**Written problem**
Find every line in the records below that holds the word "React", and copy each one.

**Source data**
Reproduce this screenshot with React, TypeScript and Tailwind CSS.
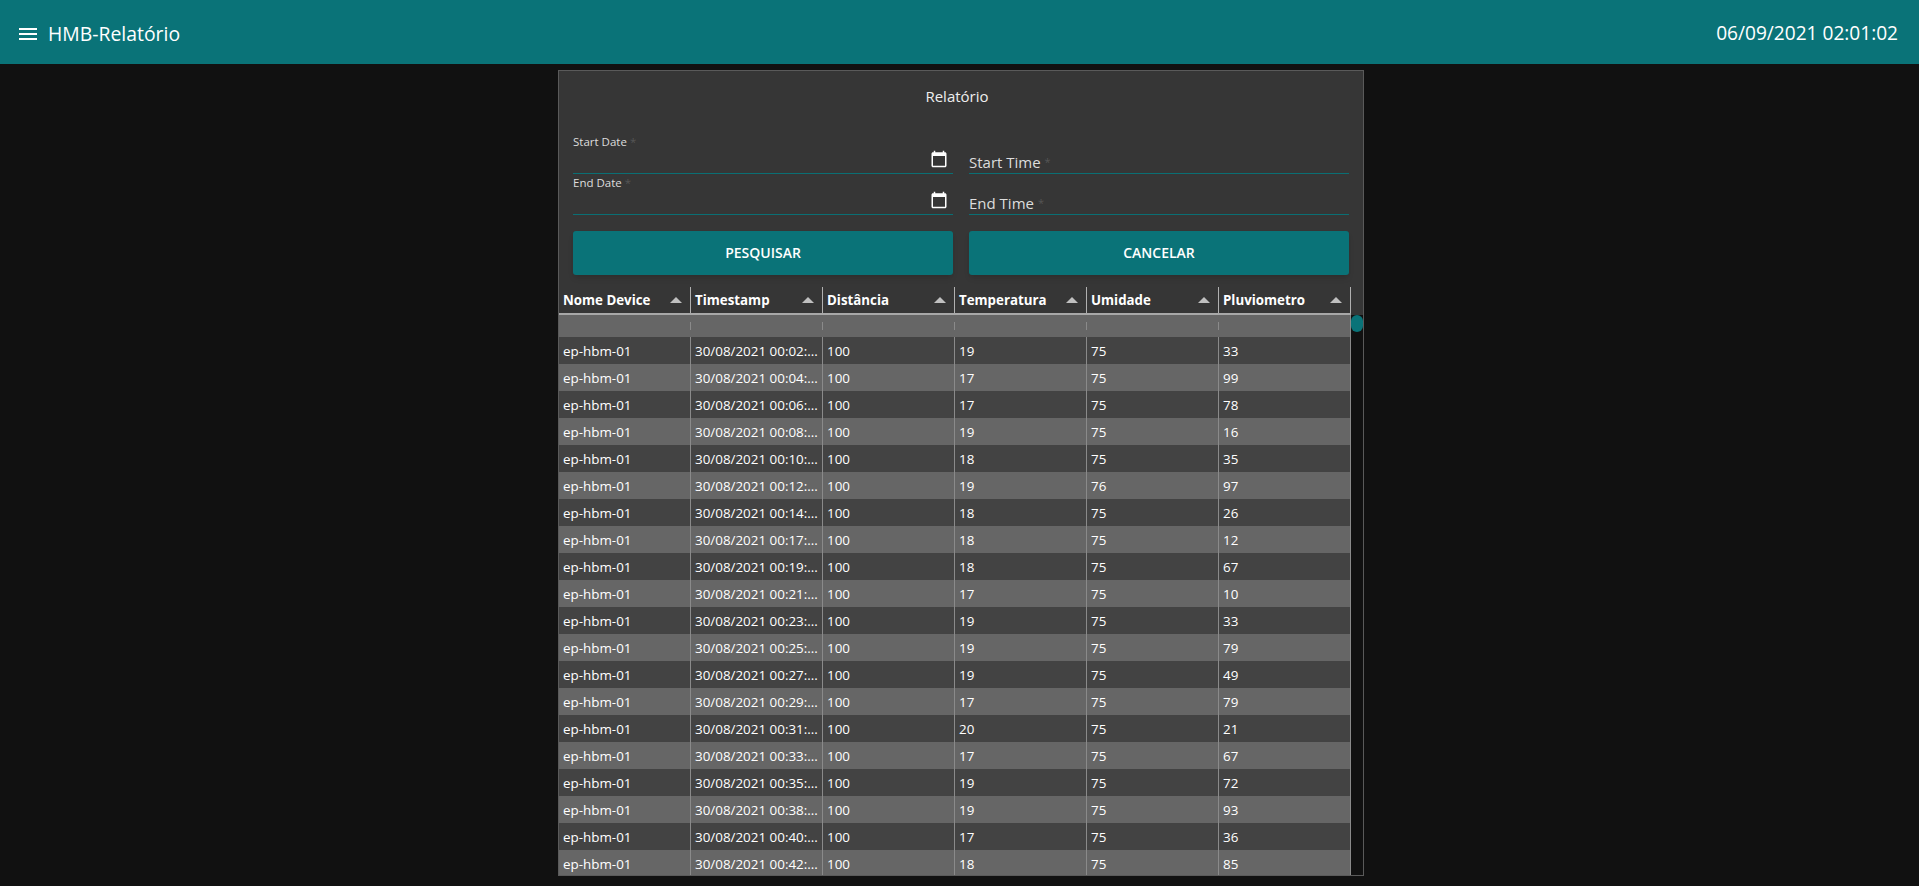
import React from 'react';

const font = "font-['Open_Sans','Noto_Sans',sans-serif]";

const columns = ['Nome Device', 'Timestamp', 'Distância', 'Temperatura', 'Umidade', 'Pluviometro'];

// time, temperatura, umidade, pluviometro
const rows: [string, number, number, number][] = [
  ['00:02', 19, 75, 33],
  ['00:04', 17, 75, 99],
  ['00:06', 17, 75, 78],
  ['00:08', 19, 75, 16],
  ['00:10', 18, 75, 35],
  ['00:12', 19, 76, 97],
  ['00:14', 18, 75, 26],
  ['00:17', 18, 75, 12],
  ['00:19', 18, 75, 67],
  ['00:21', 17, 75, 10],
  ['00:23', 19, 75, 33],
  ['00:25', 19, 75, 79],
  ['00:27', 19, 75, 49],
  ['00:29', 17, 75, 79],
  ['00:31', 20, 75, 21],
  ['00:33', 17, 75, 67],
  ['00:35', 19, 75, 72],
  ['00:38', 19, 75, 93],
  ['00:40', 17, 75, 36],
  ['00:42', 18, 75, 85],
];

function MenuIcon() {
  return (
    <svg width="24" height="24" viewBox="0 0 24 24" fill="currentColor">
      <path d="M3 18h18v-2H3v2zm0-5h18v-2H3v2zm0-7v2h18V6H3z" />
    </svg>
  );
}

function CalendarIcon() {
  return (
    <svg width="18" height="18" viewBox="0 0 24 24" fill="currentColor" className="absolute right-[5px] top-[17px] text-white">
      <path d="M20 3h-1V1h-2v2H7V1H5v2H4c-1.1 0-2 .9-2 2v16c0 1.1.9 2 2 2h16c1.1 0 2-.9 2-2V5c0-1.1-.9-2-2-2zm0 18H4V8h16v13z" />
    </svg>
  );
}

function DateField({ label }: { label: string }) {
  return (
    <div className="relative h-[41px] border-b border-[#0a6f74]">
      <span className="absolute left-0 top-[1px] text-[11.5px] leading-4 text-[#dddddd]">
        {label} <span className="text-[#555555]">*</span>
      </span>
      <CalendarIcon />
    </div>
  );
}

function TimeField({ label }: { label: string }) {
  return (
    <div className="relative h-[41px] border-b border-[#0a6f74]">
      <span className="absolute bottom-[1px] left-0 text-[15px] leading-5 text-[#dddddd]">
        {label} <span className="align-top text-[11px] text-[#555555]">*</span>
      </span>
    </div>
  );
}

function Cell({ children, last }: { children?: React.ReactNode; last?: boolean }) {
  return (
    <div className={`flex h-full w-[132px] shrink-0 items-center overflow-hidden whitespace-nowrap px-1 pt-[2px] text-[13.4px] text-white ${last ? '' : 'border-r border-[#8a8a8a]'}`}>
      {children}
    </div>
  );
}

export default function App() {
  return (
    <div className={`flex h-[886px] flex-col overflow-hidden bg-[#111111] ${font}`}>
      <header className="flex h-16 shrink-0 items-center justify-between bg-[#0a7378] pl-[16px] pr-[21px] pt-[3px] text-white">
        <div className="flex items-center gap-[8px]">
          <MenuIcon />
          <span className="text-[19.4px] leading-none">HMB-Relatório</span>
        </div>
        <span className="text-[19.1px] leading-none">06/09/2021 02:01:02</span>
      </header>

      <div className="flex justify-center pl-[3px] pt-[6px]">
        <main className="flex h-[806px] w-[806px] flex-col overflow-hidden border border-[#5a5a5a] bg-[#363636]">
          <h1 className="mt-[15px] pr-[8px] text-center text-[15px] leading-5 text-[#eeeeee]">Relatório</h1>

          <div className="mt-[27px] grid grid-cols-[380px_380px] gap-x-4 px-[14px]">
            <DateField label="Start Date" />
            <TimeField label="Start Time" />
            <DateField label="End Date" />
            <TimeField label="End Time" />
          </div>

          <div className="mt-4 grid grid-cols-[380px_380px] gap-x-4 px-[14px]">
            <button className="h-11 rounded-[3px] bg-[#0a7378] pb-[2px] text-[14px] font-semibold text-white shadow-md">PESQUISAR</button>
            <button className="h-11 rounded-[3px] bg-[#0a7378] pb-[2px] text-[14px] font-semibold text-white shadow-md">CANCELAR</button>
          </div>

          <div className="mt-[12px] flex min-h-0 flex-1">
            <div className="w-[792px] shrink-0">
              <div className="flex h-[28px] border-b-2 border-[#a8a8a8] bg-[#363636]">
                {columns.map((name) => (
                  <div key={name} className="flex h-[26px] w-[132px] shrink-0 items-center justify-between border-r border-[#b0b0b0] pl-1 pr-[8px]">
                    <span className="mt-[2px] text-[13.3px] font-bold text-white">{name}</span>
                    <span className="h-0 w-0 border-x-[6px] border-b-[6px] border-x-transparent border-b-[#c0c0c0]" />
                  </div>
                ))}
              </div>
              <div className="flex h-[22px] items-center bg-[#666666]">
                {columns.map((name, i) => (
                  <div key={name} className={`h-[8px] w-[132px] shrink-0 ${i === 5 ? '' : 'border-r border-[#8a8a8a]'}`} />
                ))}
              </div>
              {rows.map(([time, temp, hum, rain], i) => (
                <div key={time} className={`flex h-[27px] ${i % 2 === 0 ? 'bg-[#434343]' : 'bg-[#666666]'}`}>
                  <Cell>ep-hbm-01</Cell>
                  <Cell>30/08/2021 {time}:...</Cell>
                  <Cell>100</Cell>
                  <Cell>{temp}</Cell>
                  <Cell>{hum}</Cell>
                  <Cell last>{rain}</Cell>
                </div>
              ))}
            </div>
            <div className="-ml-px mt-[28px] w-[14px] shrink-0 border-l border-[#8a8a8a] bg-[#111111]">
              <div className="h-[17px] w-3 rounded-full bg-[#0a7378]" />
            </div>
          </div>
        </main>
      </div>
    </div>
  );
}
==
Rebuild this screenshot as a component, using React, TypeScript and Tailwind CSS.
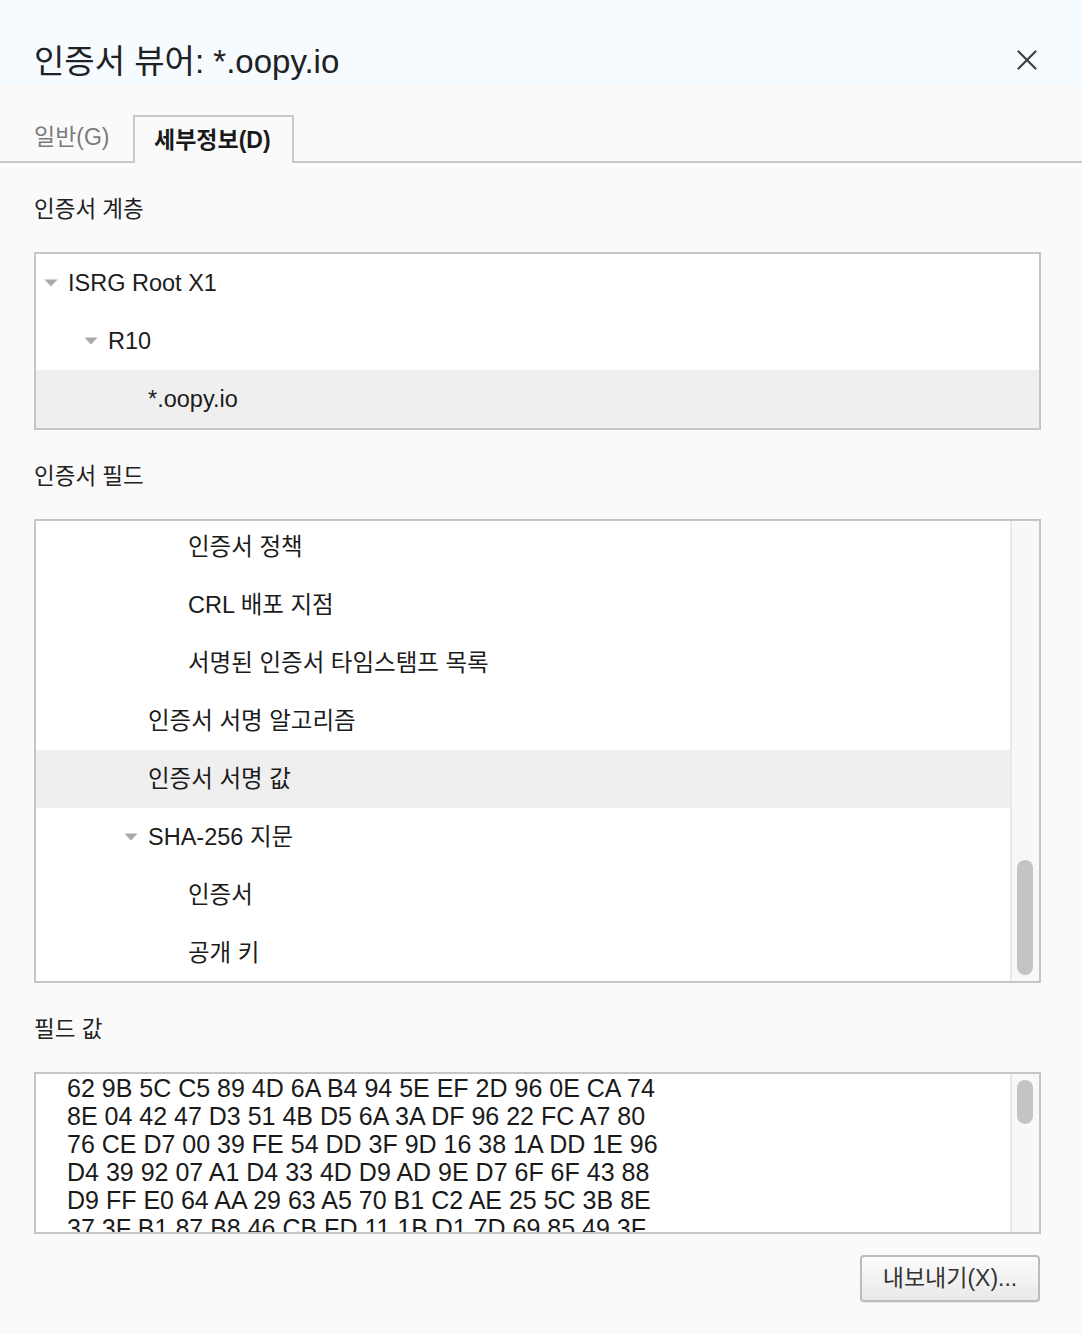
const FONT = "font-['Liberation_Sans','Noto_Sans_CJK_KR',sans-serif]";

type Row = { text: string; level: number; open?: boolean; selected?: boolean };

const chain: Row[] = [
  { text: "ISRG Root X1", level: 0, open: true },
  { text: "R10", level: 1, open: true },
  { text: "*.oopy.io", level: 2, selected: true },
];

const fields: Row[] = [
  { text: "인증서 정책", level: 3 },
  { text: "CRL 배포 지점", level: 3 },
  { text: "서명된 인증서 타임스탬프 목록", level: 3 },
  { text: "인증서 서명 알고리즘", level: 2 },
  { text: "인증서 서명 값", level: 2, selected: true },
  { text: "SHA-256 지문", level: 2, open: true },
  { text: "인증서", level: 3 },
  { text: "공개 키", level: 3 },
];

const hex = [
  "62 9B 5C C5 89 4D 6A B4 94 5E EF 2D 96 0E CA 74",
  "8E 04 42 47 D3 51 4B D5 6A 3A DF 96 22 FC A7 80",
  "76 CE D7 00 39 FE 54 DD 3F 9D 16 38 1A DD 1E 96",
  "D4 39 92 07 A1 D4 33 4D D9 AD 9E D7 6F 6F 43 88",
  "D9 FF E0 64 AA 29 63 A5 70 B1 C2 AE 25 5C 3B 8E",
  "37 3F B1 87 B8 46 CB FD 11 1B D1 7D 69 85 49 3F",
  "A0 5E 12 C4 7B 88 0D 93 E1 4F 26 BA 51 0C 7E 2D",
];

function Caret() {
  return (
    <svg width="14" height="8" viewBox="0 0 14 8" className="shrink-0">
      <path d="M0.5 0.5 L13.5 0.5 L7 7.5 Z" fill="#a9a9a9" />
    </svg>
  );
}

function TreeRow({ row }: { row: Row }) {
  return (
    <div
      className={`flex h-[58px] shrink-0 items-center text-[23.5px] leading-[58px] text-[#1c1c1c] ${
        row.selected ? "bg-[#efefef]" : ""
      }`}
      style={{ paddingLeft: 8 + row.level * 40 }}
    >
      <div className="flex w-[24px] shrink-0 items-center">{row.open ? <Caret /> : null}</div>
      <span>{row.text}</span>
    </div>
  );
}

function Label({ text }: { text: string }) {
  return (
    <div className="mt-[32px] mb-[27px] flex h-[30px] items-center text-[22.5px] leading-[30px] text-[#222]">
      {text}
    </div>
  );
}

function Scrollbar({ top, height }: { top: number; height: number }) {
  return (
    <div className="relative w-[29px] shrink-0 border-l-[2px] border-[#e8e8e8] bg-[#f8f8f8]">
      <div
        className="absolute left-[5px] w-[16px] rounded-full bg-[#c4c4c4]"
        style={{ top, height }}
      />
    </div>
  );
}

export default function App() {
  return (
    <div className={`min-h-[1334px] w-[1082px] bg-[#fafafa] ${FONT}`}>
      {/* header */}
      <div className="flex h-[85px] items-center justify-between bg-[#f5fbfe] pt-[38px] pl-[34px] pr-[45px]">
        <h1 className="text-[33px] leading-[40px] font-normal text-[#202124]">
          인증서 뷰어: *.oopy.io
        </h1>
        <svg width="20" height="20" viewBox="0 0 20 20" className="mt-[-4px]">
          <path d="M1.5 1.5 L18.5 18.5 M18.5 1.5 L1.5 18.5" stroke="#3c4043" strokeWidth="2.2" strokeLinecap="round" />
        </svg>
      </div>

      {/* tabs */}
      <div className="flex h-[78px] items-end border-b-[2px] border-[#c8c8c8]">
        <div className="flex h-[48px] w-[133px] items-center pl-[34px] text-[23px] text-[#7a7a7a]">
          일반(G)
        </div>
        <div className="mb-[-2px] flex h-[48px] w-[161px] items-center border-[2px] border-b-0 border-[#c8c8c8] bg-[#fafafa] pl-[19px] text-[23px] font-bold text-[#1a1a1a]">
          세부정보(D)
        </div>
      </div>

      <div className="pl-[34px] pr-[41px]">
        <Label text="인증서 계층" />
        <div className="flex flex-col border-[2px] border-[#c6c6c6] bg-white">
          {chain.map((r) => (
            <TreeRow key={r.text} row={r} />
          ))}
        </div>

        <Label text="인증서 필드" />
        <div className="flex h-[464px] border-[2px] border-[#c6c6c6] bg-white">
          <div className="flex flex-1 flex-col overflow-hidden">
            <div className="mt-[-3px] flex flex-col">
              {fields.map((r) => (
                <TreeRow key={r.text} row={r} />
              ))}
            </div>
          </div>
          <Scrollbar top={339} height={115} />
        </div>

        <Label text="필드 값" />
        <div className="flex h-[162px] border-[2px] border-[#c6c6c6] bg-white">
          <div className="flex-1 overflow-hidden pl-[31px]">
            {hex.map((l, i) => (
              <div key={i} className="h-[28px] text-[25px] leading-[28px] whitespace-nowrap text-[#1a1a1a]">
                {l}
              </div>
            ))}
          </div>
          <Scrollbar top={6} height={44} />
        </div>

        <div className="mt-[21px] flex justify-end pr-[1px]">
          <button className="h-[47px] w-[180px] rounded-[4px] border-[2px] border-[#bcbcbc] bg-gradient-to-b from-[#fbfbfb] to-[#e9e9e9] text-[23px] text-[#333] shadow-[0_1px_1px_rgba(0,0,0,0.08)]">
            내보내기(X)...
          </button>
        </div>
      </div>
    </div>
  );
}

**Task answer**
Reproduce this screenshot with React, TypeScript and Tailwind CSS.
import React from 'react';
function Cell({ children, last }: { children?: React.ReactNode; last?: boolean }) {
Rebuild this screenshot as a component, using React, TypeScript and Tailwind CSS.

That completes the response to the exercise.